Позднее О.Я. Рабин оказал большое влияние на творчество Г.В. Сапгира и его судьбу, о чем последний рассказывал: «В конце 1950-х я нахожу, как мне кажется, по-настоящему свое и пишу книгу стихов “Голоса”, которую читаю в мастерских моих друзей-скульпторов. … Читаю и в Лианозово у моего друга детства художника Оскара Рабина. По воскресеньям туда ездили все – смотреть картины и слушать стихи. Отсюда, я думаю, и стали расходиться мои стихи сначала по Москве, затем в Ленинграде, потом по России», – писал он в автобиографическом очерке для книги, изданной, как оказалось, в год его смерти
26. Свои сонеты Г.В. Сапгир впервые выставил на обозрение широкой публики на выставке художников-нонконформистов, состоявшейся в павильоне «Пчеловодство» на ВДНХ в 1975 году, в ее организации играли главную роль именно О.Я. Рабин и А.Д. Глезер, его друг и многолетний почитатель таланта. Чуть позднее, оказавшись в Париже, А.Д. Глезер выпустил книгу, озаглавленную «Сонеты на рубашках», в своем издательстве. Образ рубашки, многократно воспроизведенный им на своих полотнах, независимо от Г.В. Сапгира, появился и в творчестве О.Я. Рабина. Сам Г.В. Сапгир, вспоминая об инсталляции, придуманной им для выставки в павильоне «Пчеловодство» на ВДНХ, рассказывал: «Я взял свои белые рубашки, на спинах начертил красным фломастером сонеты “Тело” и “Дух”, повесил рубашки на плечики и выставил в павильоне. Помню, висели они на втором этаже и привлекали к себе большое внимание. Кроме этого, на кухонной разделочной доске было написано любовное стихотворение, и в доску всажен нож. Третья рубашка – “Душа” – выставлялась потом на квартирной выставке.
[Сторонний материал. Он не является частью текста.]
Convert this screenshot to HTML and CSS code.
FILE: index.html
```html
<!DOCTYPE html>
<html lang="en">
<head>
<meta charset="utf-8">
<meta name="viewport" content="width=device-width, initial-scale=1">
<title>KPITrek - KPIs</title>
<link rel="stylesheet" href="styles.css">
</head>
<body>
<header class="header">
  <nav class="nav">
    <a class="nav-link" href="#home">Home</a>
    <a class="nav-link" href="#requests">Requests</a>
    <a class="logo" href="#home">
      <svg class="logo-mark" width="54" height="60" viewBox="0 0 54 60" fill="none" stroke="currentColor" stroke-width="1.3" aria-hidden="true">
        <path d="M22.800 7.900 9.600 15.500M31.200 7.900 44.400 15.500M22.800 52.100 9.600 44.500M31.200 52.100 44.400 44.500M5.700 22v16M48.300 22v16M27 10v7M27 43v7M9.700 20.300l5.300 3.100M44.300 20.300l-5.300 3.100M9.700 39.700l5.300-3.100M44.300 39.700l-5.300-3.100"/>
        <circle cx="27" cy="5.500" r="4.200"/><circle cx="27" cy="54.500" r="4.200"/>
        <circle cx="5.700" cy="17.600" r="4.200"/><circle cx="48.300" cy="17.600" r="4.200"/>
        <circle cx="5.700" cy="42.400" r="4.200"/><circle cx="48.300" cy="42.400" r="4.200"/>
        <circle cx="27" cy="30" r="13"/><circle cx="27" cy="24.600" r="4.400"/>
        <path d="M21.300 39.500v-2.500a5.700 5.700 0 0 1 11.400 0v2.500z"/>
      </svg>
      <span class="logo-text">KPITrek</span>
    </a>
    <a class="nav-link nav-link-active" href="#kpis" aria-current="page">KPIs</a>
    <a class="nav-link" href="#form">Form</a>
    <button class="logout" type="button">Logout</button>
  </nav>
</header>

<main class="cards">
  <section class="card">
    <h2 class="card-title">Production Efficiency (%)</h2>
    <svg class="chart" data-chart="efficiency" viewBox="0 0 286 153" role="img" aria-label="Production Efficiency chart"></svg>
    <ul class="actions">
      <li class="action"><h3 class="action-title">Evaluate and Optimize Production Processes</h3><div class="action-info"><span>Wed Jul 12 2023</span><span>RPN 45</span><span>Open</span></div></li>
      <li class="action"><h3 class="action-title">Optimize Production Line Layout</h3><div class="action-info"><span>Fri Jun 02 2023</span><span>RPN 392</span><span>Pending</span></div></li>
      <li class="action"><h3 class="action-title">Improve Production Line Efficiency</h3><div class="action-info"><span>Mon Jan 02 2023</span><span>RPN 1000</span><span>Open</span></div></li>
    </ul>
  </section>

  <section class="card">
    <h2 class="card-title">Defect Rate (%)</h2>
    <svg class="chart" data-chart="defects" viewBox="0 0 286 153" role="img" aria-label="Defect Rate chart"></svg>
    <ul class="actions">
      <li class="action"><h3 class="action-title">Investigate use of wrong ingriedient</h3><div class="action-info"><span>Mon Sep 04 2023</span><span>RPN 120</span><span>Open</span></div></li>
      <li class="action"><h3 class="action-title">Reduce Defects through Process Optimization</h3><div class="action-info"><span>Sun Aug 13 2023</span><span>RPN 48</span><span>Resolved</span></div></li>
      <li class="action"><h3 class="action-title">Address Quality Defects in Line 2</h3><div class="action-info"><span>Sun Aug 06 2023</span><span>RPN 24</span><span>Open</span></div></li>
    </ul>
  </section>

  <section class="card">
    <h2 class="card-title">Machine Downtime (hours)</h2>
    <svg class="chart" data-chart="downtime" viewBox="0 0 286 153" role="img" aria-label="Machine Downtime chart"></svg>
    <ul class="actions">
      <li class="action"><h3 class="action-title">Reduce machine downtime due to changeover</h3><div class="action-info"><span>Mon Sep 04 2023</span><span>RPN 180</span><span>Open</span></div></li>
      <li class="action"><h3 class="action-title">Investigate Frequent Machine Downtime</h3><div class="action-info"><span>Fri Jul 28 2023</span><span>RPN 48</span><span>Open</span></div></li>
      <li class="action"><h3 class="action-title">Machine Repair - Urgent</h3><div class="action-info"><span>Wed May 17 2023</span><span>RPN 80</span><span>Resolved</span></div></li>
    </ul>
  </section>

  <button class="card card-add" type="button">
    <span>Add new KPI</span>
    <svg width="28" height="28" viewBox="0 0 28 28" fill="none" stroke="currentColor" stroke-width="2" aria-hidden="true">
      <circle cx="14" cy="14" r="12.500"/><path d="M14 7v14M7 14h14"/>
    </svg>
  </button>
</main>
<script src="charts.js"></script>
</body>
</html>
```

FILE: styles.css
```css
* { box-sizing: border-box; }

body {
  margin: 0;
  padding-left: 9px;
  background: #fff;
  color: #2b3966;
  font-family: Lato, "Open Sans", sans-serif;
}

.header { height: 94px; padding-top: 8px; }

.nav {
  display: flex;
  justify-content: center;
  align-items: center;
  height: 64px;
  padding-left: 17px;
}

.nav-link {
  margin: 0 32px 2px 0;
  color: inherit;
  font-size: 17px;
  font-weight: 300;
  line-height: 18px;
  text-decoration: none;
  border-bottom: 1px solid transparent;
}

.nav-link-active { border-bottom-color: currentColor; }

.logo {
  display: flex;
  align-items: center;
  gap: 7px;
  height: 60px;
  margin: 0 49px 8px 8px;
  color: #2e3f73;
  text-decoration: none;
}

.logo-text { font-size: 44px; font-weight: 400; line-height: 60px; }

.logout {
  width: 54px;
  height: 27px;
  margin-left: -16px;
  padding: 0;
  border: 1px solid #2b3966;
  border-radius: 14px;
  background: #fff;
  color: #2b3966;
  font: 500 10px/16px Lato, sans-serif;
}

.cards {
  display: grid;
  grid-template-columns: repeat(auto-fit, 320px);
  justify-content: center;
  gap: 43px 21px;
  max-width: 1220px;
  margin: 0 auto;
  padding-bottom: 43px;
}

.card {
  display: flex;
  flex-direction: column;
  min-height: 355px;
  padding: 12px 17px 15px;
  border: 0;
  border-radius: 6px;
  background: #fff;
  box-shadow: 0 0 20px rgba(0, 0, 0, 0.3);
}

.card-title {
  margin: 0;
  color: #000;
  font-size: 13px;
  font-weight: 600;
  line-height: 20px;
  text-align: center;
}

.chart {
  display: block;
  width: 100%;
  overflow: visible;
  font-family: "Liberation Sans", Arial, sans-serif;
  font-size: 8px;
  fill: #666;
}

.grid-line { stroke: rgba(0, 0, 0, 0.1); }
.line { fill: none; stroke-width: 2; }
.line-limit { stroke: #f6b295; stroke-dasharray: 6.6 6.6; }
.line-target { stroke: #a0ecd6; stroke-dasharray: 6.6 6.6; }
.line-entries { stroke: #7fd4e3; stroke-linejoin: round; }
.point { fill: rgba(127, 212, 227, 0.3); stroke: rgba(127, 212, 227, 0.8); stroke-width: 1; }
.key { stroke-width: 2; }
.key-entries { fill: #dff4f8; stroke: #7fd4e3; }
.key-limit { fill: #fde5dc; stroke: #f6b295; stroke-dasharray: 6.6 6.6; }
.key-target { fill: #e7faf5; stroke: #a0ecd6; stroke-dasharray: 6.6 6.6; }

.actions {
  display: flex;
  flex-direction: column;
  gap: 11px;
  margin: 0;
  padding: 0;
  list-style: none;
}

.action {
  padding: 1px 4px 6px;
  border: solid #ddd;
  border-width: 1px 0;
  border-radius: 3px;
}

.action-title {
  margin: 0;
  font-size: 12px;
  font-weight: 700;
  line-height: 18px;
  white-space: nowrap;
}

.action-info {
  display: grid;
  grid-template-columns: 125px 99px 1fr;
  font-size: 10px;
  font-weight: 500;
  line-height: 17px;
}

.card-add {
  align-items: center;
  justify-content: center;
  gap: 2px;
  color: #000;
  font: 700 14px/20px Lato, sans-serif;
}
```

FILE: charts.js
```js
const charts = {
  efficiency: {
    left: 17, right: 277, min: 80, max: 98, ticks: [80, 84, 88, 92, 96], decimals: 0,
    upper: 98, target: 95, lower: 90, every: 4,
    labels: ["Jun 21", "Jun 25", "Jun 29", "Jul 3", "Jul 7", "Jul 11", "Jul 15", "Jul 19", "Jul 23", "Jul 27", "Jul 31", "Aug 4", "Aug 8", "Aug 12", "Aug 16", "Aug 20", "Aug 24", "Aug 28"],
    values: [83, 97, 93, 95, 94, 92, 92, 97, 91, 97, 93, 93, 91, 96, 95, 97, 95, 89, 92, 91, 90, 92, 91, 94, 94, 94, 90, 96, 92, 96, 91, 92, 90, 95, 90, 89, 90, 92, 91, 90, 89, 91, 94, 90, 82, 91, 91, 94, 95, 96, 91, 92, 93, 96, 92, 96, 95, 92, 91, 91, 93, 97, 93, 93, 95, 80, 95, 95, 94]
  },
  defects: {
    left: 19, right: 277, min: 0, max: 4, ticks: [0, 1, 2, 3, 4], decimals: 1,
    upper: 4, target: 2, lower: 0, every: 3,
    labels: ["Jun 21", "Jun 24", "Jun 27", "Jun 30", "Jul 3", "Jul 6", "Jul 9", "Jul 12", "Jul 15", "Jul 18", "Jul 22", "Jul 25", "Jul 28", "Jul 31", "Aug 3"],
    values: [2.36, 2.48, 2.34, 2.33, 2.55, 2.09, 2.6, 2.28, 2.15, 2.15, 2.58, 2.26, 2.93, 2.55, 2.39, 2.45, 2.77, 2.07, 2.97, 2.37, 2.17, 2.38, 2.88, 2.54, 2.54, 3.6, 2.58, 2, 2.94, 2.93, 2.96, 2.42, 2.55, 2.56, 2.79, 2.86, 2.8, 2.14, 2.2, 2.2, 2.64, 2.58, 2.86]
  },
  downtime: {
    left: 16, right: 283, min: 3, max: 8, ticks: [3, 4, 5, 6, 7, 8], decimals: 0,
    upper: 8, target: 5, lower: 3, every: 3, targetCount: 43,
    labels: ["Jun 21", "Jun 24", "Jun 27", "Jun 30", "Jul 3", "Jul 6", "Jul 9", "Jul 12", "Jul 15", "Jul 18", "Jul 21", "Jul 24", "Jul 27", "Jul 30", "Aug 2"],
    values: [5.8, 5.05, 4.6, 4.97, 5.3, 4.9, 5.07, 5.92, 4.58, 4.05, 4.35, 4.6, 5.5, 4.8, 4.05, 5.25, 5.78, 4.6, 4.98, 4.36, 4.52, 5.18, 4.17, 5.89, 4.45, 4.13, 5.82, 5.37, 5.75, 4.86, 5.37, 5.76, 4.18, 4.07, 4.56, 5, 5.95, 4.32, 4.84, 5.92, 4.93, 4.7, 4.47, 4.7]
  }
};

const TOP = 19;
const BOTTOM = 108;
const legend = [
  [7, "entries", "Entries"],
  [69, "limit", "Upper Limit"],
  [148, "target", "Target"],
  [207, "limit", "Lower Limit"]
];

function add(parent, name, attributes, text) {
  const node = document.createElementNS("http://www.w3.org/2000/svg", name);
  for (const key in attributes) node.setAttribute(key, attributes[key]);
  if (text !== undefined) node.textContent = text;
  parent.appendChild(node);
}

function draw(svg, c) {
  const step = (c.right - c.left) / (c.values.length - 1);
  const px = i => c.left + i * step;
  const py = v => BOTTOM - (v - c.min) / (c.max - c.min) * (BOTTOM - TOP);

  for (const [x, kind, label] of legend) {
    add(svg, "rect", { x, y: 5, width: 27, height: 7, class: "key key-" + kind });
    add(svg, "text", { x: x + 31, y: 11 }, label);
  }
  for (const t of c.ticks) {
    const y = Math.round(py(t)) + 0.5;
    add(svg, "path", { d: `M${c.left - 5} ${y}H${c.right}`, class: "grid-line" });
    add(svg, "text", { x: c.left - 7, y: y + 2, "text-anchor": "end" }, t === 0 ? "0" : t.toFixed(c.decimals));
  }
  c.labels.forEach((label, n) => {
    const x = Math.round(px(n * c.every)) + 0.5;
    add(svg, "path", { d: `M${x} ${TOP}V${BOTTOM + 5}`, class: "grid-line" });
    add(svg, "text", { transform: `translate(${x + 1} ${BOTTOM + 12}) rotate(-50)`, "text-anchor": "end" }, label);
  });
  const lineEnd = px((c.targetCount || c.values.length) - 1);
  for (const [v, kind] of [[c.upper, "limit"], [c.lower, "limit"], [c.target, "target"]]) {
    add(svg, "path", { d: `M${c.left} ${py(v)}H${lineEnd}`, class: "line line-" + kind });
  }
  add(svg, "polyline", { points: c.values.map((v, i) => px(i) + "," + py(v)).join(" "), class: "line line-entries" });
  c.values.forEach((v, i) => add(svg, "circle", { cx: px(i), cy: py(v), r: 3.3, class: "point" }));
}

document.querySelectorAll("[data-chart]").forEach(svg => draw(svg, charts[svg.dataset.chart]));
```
Таковы были мои первые визуальные опыты»
27. И вновь, как и в случае с темой паспорта, этот мотив, проходящий через его творчество на протяжении десятилетий, актуализируется не вследствие того или иного -изма, общественно-политического или творческого, а появляется из глубины его жизни: продолжая и в 2000-е годы рисовать белые рубашки, О.Я. Рабин не прерывает общения со своим скончавшимся на исходе ХХ века судьбинным другом, с которым они вместе делили хлеб в голодные дни во время самой страшной войны в истории человечества.